A ambição de ser o ter
Ninguém descreveu melhor as tragédias familiares regidas por grana, sexo e poder do que o genial Shakespeare e o anjo pornográfico Nelson Rodrigues. O fato é que mesmo existindo um abismo de séculos entre um e outro o que se vê é que a condição humana permanece a mesma, infelizmente, e esta tríade (grana, sexo e poder) ainda corrompe e destroi tudo aquilo que, pela teoria, deveria ser indestrutível.
A família ainda é o elo forte entre você e o mundo. Sua família pode não ser você, mas sempre está junto de você porque compõe parte de todo o universo onde se cria a sua identidade pessoal. Toda a doutrina social ou antissocial que visa destruir a família é ruim e absolutamente degenerativa, pois ao se decompor uma sociedade o que se acha como resíduo final não é o indivíduo em si, mas sim a família. Assim como o sangue que une os membros desta, os sentimentos e emoções também estão ligados e interligados eternamente como uma teia e tudo o que você faz a esta teia, de uma certa maneira, está fazendo a si mesmo e, geralmente, as consequências são fatais.
Uma prova recente disto é o angustiante filme “Antes que o diabo saiba que você está morto” do diretor Sidney Lumet. A trama gira em torno de dois irmãos que planejam e cometem um assalto frustrado e desastroso contra a joalheria da própria família e, como num castelo de cartas, as vidas que compõem a família dos mesmos vão caindo uma a uma após um sopro equivocado do destino, se é que o dito cujo se engana. As brilhantes atuações de Philip Seymour Hoffman, Ethan Hawke, Marisa Tomei (sempre sedutora) e o veterano Albert Finney dão vida a esta tragédia agonizante que deixa a plateia a cada segundo mais perplexa com a proporção que um acidente gerado pela ambição possa causar.

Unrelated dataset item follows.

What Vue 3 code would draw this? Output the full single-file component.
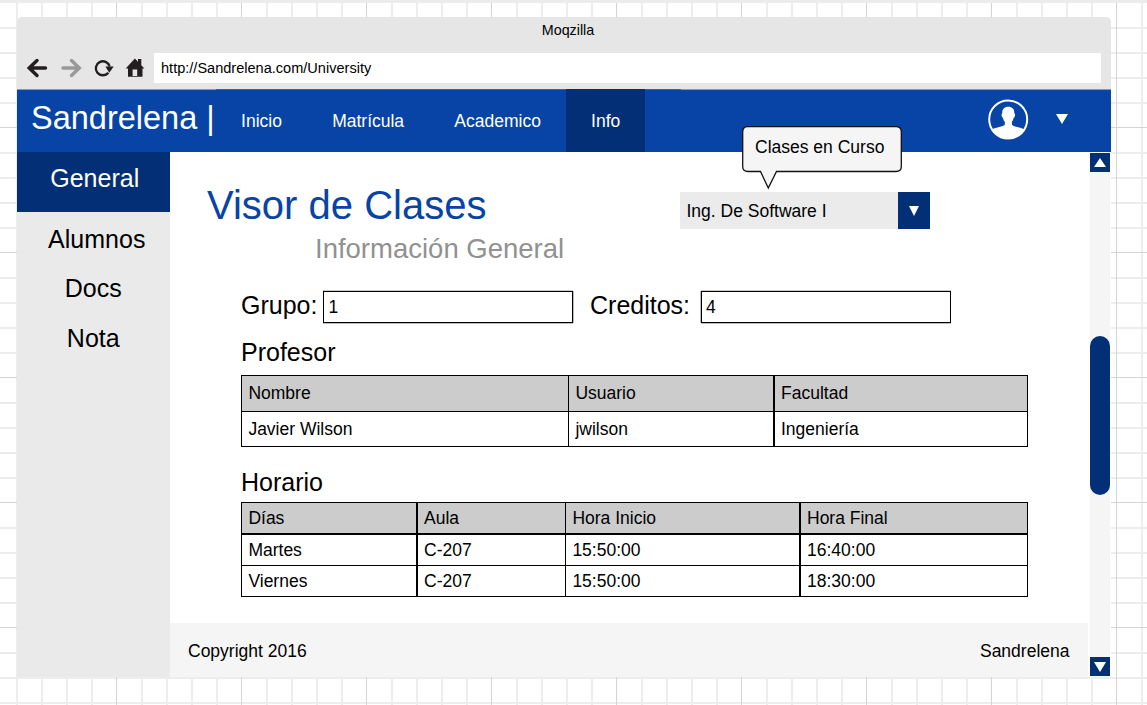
<script setup>
const navItems = ['Inicio', 'Matrícula', 'Academico', 'Info']
const sideItems = ['Alumnos', 'Docs', 'Nota']
const profesor = [
  ['Nombre', 'Usuario', 'Facultad'],
  ['Javier Wilson', 'jwilson', 'Ingeniería'],
]
const horario = [
  ['Días', 'Aula', 'Hora Inicio', 'Hora Final'],
  ['Martes', 'C-207', '15:50:00', '16:40:00'],
  ['Viernes', 'C-207', '15:50:00', '18:30:00'],
]
</script>

<template>
  <div class="canvas">
    <svg class="paper" width="1147" height="705">
      <defs>
        <pattern id="grid" x="0" y="2" width="125" height="125" patternUnits="userSpaceOnUse">
          <path d="M17 0V125M42 0V125M67 0V125M92 0V125" class="minor" />
          <path d="M0 26H125M0 51H125M0 76H125M0 101H125" class="minor" />
          <path d="M116.5 0V125M0 .5H125" class="major" />
        </pattern>
      </defs>
      <rect y="3" width="1147" height="702" fill="url(#grid)" />
    </svg>
    <div class="browser">
      <header class="chrome">
        <div class="window-title">Moqzilla</div>
        <div class="toolbar">
          <svg class="tools" width="137" height="30" viewBox="17 53 137 30">
            <path class="arrow" d="M45.5 68H30M37 60.5L29.2 68L37 75.500" />
            <path class="arrow off" d="M63 68H78.500M71.500 60.5L79.300 68L71.500 75.500" />
            <path class="reload" d="M108.300 72.700A7 7 0 1 1 109.600 66.500" />
            <path class="solid" d="M105.400 66.400H113.700L109.300 72.700Z" />
            <path class="solid" fill-rule="evenodd" d="M125.700 68.400L134.900 58.600L138 61.700V59H141.300V65.200L144.400 68.400H142.500V76.800H128V68.400ZM132.600 69.400V76H137.200V69.400Z" />
          </svg>
          <div class="url">http://Sandrelena.com/University</div>
        </div>
      </header>
      <nav class="navbar">
        <div class="brand">Sandrelena |</div>
        <div class="links">
          <a v-for="item in navItems" :key="item" :class="{ active: item === 'Info' }">{{ item }}</a>
        </div>
        <div class="account">
          <svg width="42" height="42" viewBox="987 98 42 42">
            <circle cx="1008.200" cy="119.500" r="19" fill="none" stroke="#fff" stroke-width="2" />
            <path fill="#fff" d="M1008.300 106.800C1012.600 106.800 1014.600 109.500 1014.300 113.600C1015.600 113.700 1015 117.300 1013.700 117.700C1013.300 119.600 1012.600 120.900 1011.900 121.700V124.800C1013.800 127 1020 127 1024.350 129.500A19 19 0 0 1 992.050 129.500C996.400 127 1002.900 127 1004.800 124.800V121.700C1003.900 120.900 1003.300 119.600 1002.900 117.700C1001.600 117.300 1001 113.700 1002.300 113.600C1002 109.500 1004 106.800 1008.300 106.800Z" />
          </svg>
          <svg class="caret" width="12" height="10" viewBox="0 0 12 10"><path d="M0 0H12L6 10Z" fill="#fff" /></svg>
        </div>
      </nav>
      <div class="body">
        <aside class="sidebar">
          <div class="current">General</div>
          <div v-for="item in sideItems" :key="item" class="side-item" :class="item.toLowerCase()">{{ item }}</div>
        </aside>
        <main class="main">
          <section class="content">
            <div class="heading">
              <div class="titles">
                <h1>Visor de Clases</h1>
                <h2>Información General</h2>
              </div>
              <div class="select">
                <span>Ing. De Software I</span>
                <b><svg width="10" height="10" viewBox="0 0 10 10"><path d="M0 0H10L5 10Z" fill="#fff" /></svg></b>
                <div class="callout">
                  <svg width="160" height="64" viewBox="0 0 160 64">
                    <path d="M5.500 .7H154Q159.300 .7 159.300 6V40.500Q159.300 45.500 154 45.500H34.500L26.300 62L18.500 45.500H6Q.7 45.500 .7 40.500V6Q.7 .7 5.500 .7Z" />
                  </svg>
                  <span>Clases en Curso</span>
                </div>
              </div>
            </div>
            <div class="fields">
              <label>Grupo:</label>
              <div class="input first">1</div>
              <label class="second-label">Creditos:</label>
              <div class="input second">4</div>
            </div>
            <h3>Profesor</h3>
            <div class="table profesor">
              <template v-for="(row, r) in profesor" :key="r">
                <div v-for="(cell, c) in row" :key="c" :class="['cell', 'c' + c, 'r' + r]">{{ cell }}</div>
              </template>
            </div>
            <h3 class="h-horario">Horario</h3>
            <div class="table horario">
              <template v-for="(row, r) in horario" :key="r">
                <div v-for="(cell, c) in row" :key="c" :class="['cell', 'c' + c, 'r' + r]">{{ cell }}</div>
              </template>
            </div>
          </section>
          <footer class="footer"><span>Copyright 2016</span><span>Sandrelena</span></footer>
        </main>
        <div class="scroll">
          <div class="btn up"><svg width="12" height="9" viewBox="0 0 12 9"><path d="M0 9H12L6 0Z" fill="#fff" /></svg></div>
          <div class="thumb"></div>
          <div class="btn down"><svg width="12" height="10" viewBox="0 0 12 10"><path d="M0 0H12L6 10Z" fill="#fff" /></svg></div>
        </div>
      </div>
    </div>
  </div>
</template>

<style>
body { background: #fff; overflow: hidden; }
</style>

<style scoped>
* { box-sizing: border-box; }
.canvas {
  position: relative;
  width: 1147px;
  height: 705px;
  padding: 14px 0 0 17px;
  border-top: 3px solid #ececec;
  overflow: hidden;
  font: 17.5px/20px "Liberation Sans", Arial, sans-serif;
  color: #000;
  white-space: nowrap;
}
.paper { position: absolute; left: 0; top: -3px; }
.minor { stroke: #ededed; stroke-width: 2; }
.major { stroke: #d4d4d4; stroke-width: 1; }
.browser {
  position: relative;
  width: 1094px;
  height: 660px;
  background: #fff;
  border-radius: 5px 5px 0 0;
  overflow: hidden;
}
.chrome { height: 72px; background: #e6e6e6; }
.window-title { height: 36px; padding: 3px 0 0 8px; text-align: center; font-size: 14.3px; line-height: 20px; }
.toolbar { display: flex; padding-right: 10px; }
.tools { flex: none; }
.arrow { fill: none; stroke: #231f20; stroke-width: 3.4; stroke-linecap: round; }
.arrow.off { stroke: #999; }
.reload { fill: none; stroke: #231f20; stroke-width: 2.4; }
.solid { fill: #231f20; }
.url { flex: 1; height: 30px; padding-left: 7px; background: #fff; font-size: 14.55px; line-height: 30px; }
.navbar { display: flex; height: 63px; background: #0744a6; border-top: 1px solid #7e9bce; color: #fff; }
.brand { width: 199px; padding-left: 14px; font-size: 32.5px; line-height: 56px; }
.links { display: flex; width: 465px; margin-top: -1px; border-top: 1px solid #2f62b4; }
.links a { padding: 0 25.100px; line-height: 63px; }
.links a.active { background: #032f77; margin-top: -1px; padding-top: 1px; }
.account { display: flex; align-items: center; height: 58px; margin-left: 306px; }
.account svg { display: block; }
.account .caret { margin-left: 27px; }
.body { display: flex; height: 525px; }
.sidebar { width: 152.500px; background: #eaeaea; text-align: center; font-size: 25px; }
.current { height: 60px; padding-left: 3px; background: #032f77; color: #fff; line-height: 53px; }
.side-item { height: 49.300px; line-height: 54px; }
.alumnos { padding-left: 7px; }
.main { width: 918.500px; margin-right: 1.500px; display: flex; flex-direction: column; }
.content { height: 471px; padding-left: 71.500px; }
.heading { display: flex; height: 124px; }
.titles { width: 438.500px; padding-top: 31px; }
h1, h2, h3 { margin: 0; font-weight: 400; }
h1 { margin-left: -34px; font-size: 40px; line-height: 44px; color: #0744a6; }
h2 { margin: 6px 0 0 74px; font-size: 27.5px; line-height: 32px; color: #919191; }
.select { position: relative; display: flex; width: 250px; height: 37px; margin-top: 40px; background: #ebebeb; line-height: 38px; }
.select span { flex: 1; padding-left: 7px; }
.select b { display: flex; align-items: center; justify-content: center; width: 31.500px; background: #032f77; }
.callout { position: absolute; left: 62.500px; top: -66px; width: 160px; height: 64px; }
.callout svg { display: block; }
.callout path { fill: #f5f5f5; stroke: #111; stroke-width: 1.3; }
.callout span { position: absolute; left: 6px; top: 2px; }
.fields { display: flex; height: 60px; padding-top: 15px; }
.fields label { width: 82px; font-size: 25px; line-height: 29px; }
.fields .second-label { width: 111px; margin-left: 17px; }
.input { width: 250px; height: 32px; padding-left: 4px; border: 1px solid #000; line-height: 30px; }
.first { padding-left: 4.500px; box-shadow: 1px 0 #bbb, 0 -1px #ccc, 0 1px #bbb; }
.second { box-shadow: -1px 0 #bbb, 0 -1px #ccc, 0 1px #bbb; }
h3 { height: 39px; font-size: 25px; line-height: 33px; }
.h-horario { height: 37px; margin-top: 18px; line-height: 35px; }
.table { display: grid; width: 787px; border: solid #000; border-width: 0 1px 1px 0; }
.profesor { grid-template: 36px 35px / 327px 205px 254px; }
.horario { grid-template: 31px 32px 31px / 175px 149px 234px 228px; }
.cell { border: solid #000; border-width: 1px 0 0 1px; padding-left: 6.400px; line-height: 35px; }
.horario .cell { line-height: 31px; }
.profesor .c2, .horario .c1, .horario .c3 { border-left-width: 2px; padding-left: 6px; }
.horario .r1 { border-top-width: 2px; }
.r0 { background: #ccc; }
.footer { display: flex; justify-content: space-between; height: 54px; padding: 0 18.500px; background: #f5f5f5; line-height: 56px; }
.scroll { display: flex; flex-direction: column; align-items: center; width: 20px; padding-top: 1px; background: #f5f5f5; }
.btn { display: flex; align-items: center; justify-content: center; width: 20px; height: 19px; background: #032f77; }
.thumb { width: 20px; height: 159px; margin: 164px 0 162px; border-radius: 10px; background: #032f77; }
</style>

Infelizmente o vinho barato da ambição (que deve ser embalado em caixa Longa Vida) embriaga muito mais que o bom vinho da glória e a ressaca pode durar uma vida inteira. Nicolau Maquiavel dizia que a ambição do homem é tão grande que, para satisfazer uma vontade presente, não pensa no mal que daí a algum tempo pode resultar dela. Woody Allen (lá vai eu falando do Woody de novo) já havia explorado o tema com “Sonho de Cassandra”, numa trama quase que semelhante a esta de Lumet, onde dois irmãos endividados (Ewan McGregor e Colin Farrell) resolvem pedir ajuda financeira a um tio rico que lhes faz uma exigência que mudaria a vida de ambos para sempre: cometerem um crime. Apesar do forte tema, Woody consegue criar uma verdadeira tragicomédia, diferente do filme de Lumet que não extrai sequer um simples sorriso do público e muito menos almeja isto, pois o roteiro é tenso e frio assim como o espírito do ambicioso.
Antes que algum ambicioso me processe por difamar tanto assim este adjetivo, salvaguardo aqui que a intenção do texto não é depreciar a ambição de ninguém, até porque acredito que toda pessoa deve ter em si a garra e a vontade em querer ser grande, porém a ressalva: trocar o amor à ambição pela ambição ao amor. Jamais passar por cima, prejudicar ou se transformar em algo frio e calculista em nome de um desejo fútil e vazio de acumular algo que quase nunca necessariamente precisamos. Mas deixando a filosofia em stand by, fica a dica do filme de hoje, somados a textos de Shakespeare e de Nelson Rodrigues e de tudo aquilo que você possa consumir e digerir de sua maneira para compreender melhor (ou não) a condição humana, pois assim como sua família estes sentimentos podem e devem representar seu passado, seu presente e seu futuro.
A sociedade é só um plug conectado a você e sua família e, enquanto ele não entra em curto, eu apenas desejo que dome sua ambição para que esta não te cegue e nem te carregue para o paraíso que você almejou com ela, mas se meu desejo falhar, espero que você se divirta por meia hora neste paraíso, antes que o diabo saiba que você já está morto.